- **Written task**
Retype these lines and no others: the line holding "Give me the", the line holding "3px; height: 3px;", and all lines between them. Pictures stay out.

- **Data supplied**
--------------------

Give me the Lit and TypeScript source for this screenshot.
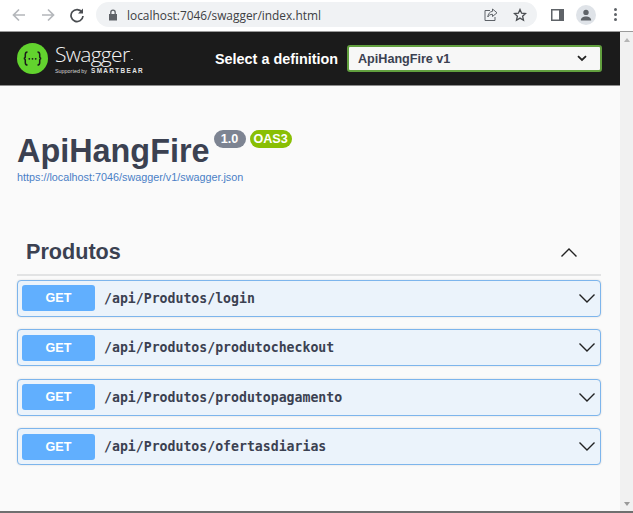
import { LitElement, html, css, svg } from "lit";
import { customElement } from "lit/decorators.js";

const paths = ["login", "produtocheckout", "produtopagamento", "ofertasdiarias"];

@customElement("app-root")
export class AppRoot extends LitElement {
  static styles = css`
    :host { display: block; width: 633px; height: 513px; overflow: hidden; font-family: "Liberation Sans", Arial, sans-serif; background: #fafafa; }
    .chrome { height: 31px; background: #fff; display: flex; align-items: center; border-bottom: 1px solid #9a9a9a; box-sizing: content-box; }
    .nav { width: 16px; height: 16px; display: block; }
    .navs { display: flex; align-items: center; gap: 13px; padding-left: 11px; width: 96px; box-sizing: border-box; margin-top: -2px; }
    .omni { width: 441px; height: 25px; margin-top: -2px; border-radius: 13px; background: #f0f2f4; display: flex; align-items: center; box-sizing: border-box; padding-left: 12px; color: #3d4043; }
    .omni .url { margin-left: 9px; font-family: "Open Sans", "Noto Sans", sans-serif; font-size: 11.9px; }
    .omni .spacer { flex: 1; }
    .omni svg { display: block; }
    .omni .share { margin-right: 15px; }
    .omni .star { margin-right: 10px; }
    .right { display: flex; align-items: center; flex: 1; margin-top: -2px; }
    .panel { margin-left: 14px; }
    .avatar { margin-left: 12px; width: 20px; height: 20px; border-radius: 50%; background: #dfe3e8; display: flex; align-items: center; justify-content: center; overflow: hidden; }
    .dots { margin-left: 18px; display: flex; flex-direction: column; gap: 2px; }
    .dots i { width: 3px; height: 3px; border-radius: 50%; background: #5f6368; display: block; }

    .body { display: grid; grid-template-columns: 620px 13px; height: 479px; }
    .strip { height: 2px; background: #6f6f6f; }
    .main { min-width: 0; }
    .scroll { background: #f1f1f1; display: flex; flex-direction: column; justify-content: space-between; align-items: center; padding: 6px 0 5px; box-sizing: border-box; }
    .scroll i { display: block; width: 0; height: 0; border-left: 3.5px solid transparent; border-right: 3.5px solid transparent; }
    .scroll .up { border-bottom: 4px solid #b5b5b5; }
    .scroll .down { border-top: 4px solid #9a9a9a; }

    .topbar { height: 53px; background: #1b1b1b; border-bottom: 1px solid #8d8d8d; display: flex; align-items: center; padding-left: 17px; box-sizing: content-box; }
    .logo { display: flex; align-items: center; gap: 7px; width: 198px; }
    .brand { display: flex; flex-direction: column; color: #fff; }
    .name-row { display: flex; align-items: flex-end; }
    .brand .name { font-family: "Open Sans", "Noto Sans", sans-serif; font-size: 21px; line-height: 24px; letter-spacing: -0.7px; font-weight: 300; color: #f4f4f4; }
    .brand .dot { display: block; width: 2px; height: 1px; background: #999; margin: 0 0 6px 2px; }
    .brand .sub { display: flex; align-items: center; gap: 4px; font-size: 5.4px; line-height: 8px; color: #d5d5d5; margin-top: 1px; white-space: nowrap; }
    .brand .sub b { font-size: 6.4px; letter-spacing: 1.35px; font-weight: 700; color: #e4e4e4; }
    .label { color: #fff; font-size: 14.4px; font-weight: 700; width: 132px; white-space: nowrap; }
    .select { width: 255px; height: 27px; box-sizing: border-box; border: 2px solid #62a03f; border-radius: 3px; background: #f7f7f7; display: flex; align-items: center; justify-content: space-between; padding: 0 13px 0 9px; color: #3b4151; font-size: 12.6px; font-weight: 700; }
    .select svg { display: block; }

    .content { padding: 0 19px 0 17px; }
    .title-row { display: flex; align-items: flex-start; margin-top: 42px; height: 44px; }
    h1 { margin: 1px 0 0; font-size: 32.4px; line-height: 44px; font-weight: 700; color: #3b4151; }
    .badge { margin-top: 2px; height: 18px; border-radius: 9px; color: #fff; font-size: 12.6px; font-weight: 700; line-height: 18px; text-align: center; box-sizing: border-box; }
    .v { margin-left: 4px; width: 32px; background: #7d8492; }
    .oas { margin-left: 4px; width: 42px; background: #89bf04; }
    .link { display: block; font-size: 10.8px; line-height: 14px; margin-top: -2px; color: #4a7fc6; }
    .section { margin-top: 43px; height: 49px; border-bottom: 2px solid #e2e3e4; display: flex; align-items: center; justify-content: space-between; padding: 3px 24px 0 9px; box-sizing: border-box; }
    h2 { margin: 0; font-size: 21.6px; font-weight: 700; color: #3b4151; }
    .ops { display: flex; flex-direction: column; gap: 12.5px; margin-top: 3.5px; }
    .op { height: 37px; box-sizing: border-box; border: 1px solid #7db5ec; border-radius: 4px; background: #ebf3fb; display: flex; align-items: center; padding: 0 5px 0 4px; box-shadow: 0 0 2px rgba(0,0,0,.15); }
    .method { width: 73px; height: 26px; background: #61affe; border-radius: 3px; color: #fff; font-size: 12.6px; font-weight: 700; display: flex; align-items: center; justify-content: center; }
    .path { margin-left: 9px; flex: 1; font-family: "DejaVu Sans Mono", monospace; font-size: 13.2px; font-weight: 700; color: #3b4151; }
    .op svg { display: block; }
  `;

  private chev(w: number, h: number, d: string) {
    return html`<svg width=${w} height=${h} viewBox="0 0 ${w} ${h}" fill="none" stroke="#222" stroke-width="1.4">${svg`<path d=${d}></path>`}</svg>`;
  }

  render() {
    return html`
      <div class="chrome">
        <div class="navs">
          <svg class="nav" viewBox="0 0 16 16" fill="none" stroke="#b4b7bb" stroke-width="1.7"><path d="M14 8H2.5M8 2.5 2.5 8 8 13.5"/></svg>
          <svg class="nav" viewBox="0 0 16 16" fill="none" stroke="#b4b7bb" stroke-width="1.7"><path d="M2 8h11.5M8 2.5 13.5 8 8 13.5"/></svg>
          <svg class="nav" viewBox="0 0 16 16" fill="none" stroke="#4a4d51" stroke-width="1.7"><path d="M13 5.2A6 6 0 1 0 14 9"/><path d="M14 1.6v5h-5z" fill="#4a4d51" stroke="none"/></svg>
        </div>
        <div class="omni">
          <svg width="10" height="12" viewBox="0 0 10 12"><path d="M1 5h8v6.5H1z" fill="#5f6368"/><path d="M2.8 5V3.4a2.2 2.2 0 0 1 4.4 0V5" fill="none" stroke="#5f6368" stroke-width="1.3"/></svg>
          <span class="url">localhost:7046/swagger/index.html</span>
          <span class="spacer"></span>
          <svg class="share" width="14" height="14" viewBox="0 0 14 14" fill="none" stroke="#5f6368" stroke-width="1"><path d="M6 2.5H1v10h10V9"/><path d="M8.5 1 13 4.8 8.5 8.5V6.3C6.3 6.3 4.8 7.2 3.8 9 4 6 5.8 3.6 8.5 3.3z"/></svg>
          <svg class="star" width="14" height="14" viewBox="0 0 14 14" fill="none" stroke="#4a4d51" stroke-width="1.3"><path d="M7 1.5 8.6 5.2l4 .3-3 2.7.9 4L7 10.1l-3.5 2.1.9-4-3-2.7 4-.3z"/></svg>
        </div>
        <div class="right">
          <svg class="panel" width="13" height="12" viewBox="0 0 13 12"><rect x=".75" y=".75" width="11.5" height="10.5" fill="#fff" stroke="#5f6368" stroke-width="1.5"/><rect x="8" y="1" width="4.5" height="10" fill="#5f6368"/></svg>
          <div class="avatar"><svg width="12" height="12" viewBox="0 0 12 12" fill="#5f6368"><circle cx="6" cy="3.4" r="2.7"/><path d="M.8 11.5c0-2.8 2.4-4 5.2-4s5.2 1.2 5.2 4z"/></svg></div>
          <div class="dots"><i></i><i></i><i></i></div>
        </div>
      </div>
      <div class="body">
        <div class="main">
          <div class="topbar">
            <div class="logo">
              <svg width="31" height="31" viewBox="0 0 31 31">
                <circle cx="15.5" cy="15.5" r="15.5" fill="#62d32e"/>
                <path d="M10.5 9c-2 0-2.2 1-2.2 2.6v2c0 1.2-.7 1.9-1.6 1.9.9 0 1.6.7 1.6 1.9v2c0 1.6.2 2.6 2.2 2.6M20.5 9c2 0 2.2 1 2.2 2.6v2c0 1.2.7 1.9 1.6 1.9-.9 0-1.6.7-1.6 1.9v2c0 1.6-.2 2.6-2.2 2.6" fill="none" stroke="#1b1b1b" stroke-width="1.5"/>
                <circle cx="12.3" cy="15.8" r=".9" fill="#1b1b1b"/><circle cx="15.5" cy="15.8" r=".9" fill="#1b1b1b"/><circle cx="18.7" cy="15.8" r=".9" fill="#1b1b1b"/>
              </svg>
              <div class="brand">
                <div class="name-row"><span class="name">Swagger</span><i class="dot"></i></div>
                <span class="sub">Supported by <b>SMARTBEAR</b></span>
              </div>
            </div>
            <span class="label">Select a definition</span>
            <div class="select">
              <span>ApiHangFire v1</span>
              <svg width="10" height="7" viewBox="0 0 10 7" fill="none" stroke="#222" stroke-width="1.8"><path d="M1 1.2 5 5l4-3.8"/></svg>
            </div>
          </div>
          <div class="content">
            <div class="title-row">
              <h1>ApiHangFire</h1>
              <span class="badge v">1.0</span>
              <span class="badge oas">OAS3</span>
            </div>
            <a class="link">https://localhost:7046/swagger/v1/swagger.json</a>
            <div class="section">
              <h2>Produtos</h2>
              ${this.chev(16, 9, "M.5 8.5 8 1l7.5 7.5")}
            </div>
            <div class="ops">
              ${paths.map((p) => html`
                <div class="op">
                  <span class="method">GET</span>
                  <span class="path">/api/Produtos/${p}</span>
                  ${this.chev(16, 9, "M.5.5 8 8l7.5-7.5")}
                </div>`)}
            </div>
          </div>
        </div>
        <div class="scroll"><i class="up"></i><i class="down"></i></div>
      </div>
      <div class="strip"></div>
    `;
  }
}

--------------------

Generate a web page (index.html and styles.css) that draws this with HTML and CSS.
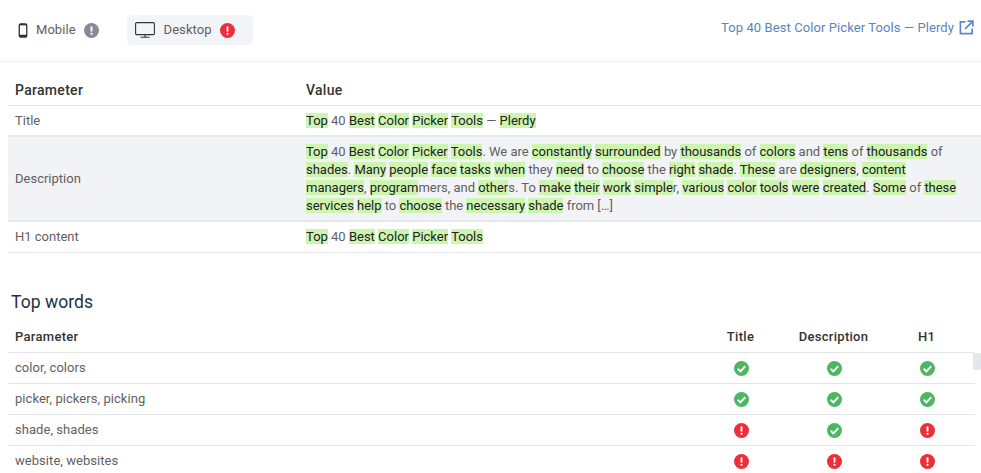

--------------------

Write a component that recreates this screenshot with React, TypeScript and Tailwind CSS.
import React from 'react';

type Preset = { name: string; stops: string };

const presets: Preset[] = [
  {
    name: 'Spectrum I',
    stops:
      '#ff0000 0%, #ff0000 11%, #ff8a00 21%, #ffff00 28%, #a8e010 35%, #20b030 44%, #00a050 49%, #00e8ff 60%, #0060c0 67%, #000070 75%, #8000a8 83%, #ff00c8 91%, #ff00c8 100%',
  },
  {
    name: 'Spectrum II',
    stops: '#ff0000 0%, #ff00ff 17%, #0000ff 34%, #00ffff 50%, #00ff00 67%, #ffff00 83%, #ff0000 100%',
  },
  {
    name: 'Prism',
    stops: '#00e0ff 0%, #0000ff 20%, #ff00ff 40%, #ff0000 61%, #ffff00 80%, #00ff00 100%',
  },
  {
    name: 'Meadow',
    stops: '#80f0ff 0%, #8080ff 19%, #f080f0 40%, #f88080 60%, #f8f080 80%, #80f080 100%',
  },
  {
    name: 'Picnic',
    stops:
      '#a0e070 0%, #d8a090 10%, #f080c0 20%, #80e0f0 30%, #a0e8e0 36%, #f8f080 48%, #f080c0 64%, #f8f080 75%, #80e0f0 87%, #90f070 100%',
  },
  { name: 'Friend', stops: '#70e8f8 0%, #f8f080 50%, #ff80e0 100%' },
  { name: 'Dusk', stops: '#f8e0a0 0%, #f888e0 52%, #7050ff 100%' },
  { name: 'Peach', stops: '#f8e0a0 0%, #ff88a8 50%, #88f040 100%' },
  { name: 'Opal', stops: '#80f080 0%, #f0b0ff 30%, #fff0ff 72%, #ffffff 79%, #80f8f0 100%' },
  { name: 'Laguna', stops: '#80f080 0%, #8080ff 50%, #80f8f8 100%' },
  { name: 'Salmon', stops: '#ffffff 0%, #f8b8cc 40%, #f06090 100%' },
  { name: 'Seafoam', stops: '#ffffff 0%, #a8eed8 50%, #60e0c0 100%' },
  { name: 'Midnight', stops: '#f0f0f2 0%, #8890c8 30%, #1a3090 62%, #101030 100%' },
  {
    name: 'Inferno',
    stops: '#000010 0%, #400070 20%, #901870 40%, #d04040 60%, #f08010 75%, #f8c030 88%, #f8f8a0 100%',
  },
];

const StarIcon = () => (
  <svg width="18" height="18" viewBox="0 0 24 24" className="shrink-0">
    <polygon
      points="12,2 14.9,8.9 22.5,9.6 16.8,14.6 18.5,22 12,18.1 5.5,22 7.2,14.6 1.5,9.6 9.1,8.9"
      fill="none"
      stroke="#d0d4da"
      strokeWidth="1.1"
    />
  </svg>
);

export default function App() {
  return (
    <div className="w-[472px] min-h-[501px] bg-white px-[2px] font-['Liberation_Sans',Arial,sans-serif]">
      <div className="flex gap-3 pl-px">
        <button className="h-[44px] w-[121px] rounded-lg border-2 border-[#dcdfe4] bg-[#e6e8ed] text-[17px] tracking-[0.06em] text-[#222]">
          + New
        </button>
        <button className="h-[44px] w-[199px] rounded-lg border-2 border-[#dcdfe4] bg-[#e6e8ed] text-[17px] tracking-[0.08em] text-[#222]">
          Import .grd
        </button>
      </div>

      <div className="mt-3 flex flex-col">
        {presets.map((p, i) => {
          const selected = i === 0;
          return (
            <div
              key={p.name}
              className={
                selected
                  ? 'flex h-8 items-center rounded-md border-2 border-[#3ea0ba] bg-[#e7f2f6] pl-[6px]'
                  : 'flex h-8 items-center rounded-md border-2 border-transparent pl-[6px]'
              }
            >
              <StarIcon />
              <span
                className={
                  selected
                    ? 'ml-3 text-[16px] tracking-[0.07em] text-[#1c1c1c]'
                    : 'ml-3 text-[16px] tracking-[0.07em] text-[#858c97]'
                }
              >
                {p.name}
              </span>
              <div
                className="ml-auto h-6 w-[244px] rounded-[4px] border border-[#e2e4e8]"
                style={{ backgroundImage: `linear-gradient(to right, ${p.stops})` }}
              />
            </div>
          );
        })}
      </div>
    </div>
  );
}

--------------------

- **The completed task**
Give me the Lit and TypeScript source for this screenshot.
import { LitElement, html, css, svg } from "lit";
import { customElement } from "lit/decorators.js";

const paths = ["login", "produtocheckout", "produtopagamento", "ofertasdiarias"];

@customElement("app-root")
export class AppRoot extends LitElement {
  static styles = css`
    :host { display: block; width: 633px; height: 513px; overflow: hidden; font-family: "Liberation Sans", Arial, sans-serif; background: #fafafa; }
    .chrome { height: 31px; background: #fff; display: flex; align-items: center; border-bottom: 1px solid #9a9a9a; box-sizing: content-box; }
    .nav { width: 16px; height: 16px; display: block; }
    .navs { display: flex; align-items: center; gap: 13px; padding-left: 11px; width: 96px; box-sizing: border-box; margin-top: -2px; }
    .omni { width: 441px; height: 25px; margin-top: -2px; border-radius: 13px; background: #f0f2f4; display: flex; align-items: center; box-sizing: border-box; padding-left: 12px; color: #3d4043; }
    .omni .url { margin-left: 9px; font-family: "Open Sans", "Noto Sans", sans-serif; font-size: 11.9px; }
    .omni .spacer { flex: 1; }
    .omni svg { display: block; }
    .omni .share { margin-right: 15px; }
    .omni .star { margin-right: 10px; }
    .right { display: flex; align-items: center; flex: 1; margin-top: -2px; }
    .panel { margin-left: 14px; }
    .avatar { margin-left: 12px; width: 20px; height: 20px; border-radius: 50%; background: #dfe3e8; display: flex; align-items: center; justify-content: center; overflow: hidden; }
    .dots { margin-left: 18px; display: flex; flex-direction: column; gap: 2px; }
    .dots i { width: 3px; height: 3px; border-radius: 50%; background: #5f6368; display: block; }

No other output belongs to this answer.